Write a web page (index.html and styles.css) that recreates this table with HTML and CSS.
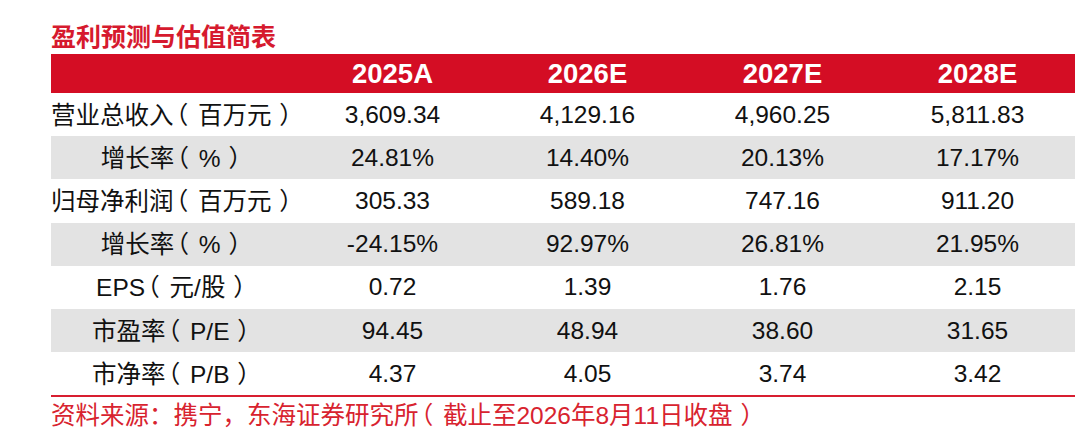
FILE: index.html
```html
<!DOCTYPE html>
<html lang="zh-CN">
<head>
<meta charset="utf-8">
<title>盈利预测与估值简表</title>
<link rel="stylesheet" href="styles.css">
</head>
<body>
<div class="page">
  <div class="title">盈利预测与估值简表</div>
  <div class="table">
    <div class="row head">
      <div class="cell label"></div>
      <div class="cell">2025A</div>
      <div class="cell">2026E</div>
      <div class="cell">2027E</div>
      <div class="cell">2028E</div>
    </div>
    <div class="row">
      <div class="cell label">营业总收入<span class="lp">（</span>百万元<span class="rp">）</span></div>
      <div class="cell">3,609.34</div>
      <div class="cell">4,129.16</div>
      <div class="cell">4,960.25</div>
      <div class="cell">5,811.83</div>
    </div>
    <div class="row grey">
      <div class="cell label">增长率<span class="lp">（</span>%<span class="rp">）</span></div>
      <div class="cell">24.81%</div>
      <div class="cell">14.40%</div>
      <div class="cell">20.13%</div>
      <div class="cell">17.17%</div>
    </div>
    <div class="row">
      <div class="cell label">归母净利润<span class="lp">（</span>百万元<span class="rp">）</span></div>
      <div class="cell">305.33</div>
      <div class="cell">589.18</div>
      <div class="cell">747.16</div>
      <div class="cell">911.20</div>
    </div>
    <div class="row grey">
      <div class="cell label">增长率<span class="lp">（</span>%<span class="rp">）</span></div>
      <div class="cell">-24.15%</div>
      <div class="cell">92.97%</div>
      <div class="cell">26.81%</div>
      <div class="cell">21.95%</div>
    </div>
    <div class="row">
      <div class="cell label">EPS<span class="lp">（</span>元/股<span class="rp">）</span></div>
      <div class="cell">0.72</div>
      <div class="cell">1.39</div>
      <div class="cell">1.76</div>
      <div class="cell">2.15</div>
    </div>
    <div class="row grey">
      <div class="cell label">市盈率<span class="lp">（</span>P/E<span class="rp">）</span></div>
      <div class="cell">94.45</div>
      <div class="cell">48.94</div>
      <div class="cell">38.60</div>
      <div class="cell">31.65</div>
    </div>
    <div class="row last">
      <div class="cell label">市净率<span class="lp">（</span>P/B<span class="rp">）</span></div>
      <div class="cell">4.37</div>
      <div class="cell">4.05</div>
      <div class="cell">3.74</div>
      <div class="cell">3.42</div>
    </div>
  </div>
  <div class="source">资料来源：携宁，东海证券研究所<span class="lp">（</span>截止至2026年8月11日收盘<span class="rp">）</span></div>
</div>
</body>
</html>
```

FILE: styles.css
```css
html, body {
  margin: 0;
  padding: 0;
  background: #ffffff;
}

body {
  font-family: "Liberation Sans", "Noto Sans CJK SC", sans-serif;
  color: #111111;
}

.page {
  width: 1024px;
  padding: 20px 0 0 51px;
}

.title {
  height: 30px;
  line-height: 30px;
  font-size: 25px;
  font-weight: bold;
  color: #d61a2e;
  font-family: "Noto Sans CJK SC", sans-serif;
  margin-bottom: 4px;
}

.table {
  display: flex;
  flex-direction: column;
  border-bottom: 2px solid #d81e30;
}

.row {
  display: grid;
  grid-template-columns: 244px repeat(4, 195px);
  height: 43.2px;
  align-items: center;
  font-size: 24.5px;
}

.row.grey {
  background: #e3e3e3;
}

.row.head {
  height: 39px;
  background: #d40d24;
  color: #ffffff;
  font-size: 27.5px;
  font-weight: bold;
}

.cell {
  text-align: center;
  white-space: nowrap;
  line-height: 30px;
}

.lp,
.rp {
  display: inline-block;
  font-family: "Noto Sans CJK SC", sans-serif;
  font-feature-settings: "halt" 1;
}

.lp {
  padding-left: 0.1em;
  padding-right: 0.4em;
}

.rp {
  padding-left: 0.32em;
  padding-right: 0.18em;
}

.source {
  margin-top: 2px;
  height: 30px;
  line-height: 30px;
  font-size: 24.5px;
  color: #d8232f;
}
```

--------------------------------------------------

Using the material above, gather every line that includes "index".

Write a web page (index.html and styles.css) that recreates this table with HTML and CSS.
FILE: index.html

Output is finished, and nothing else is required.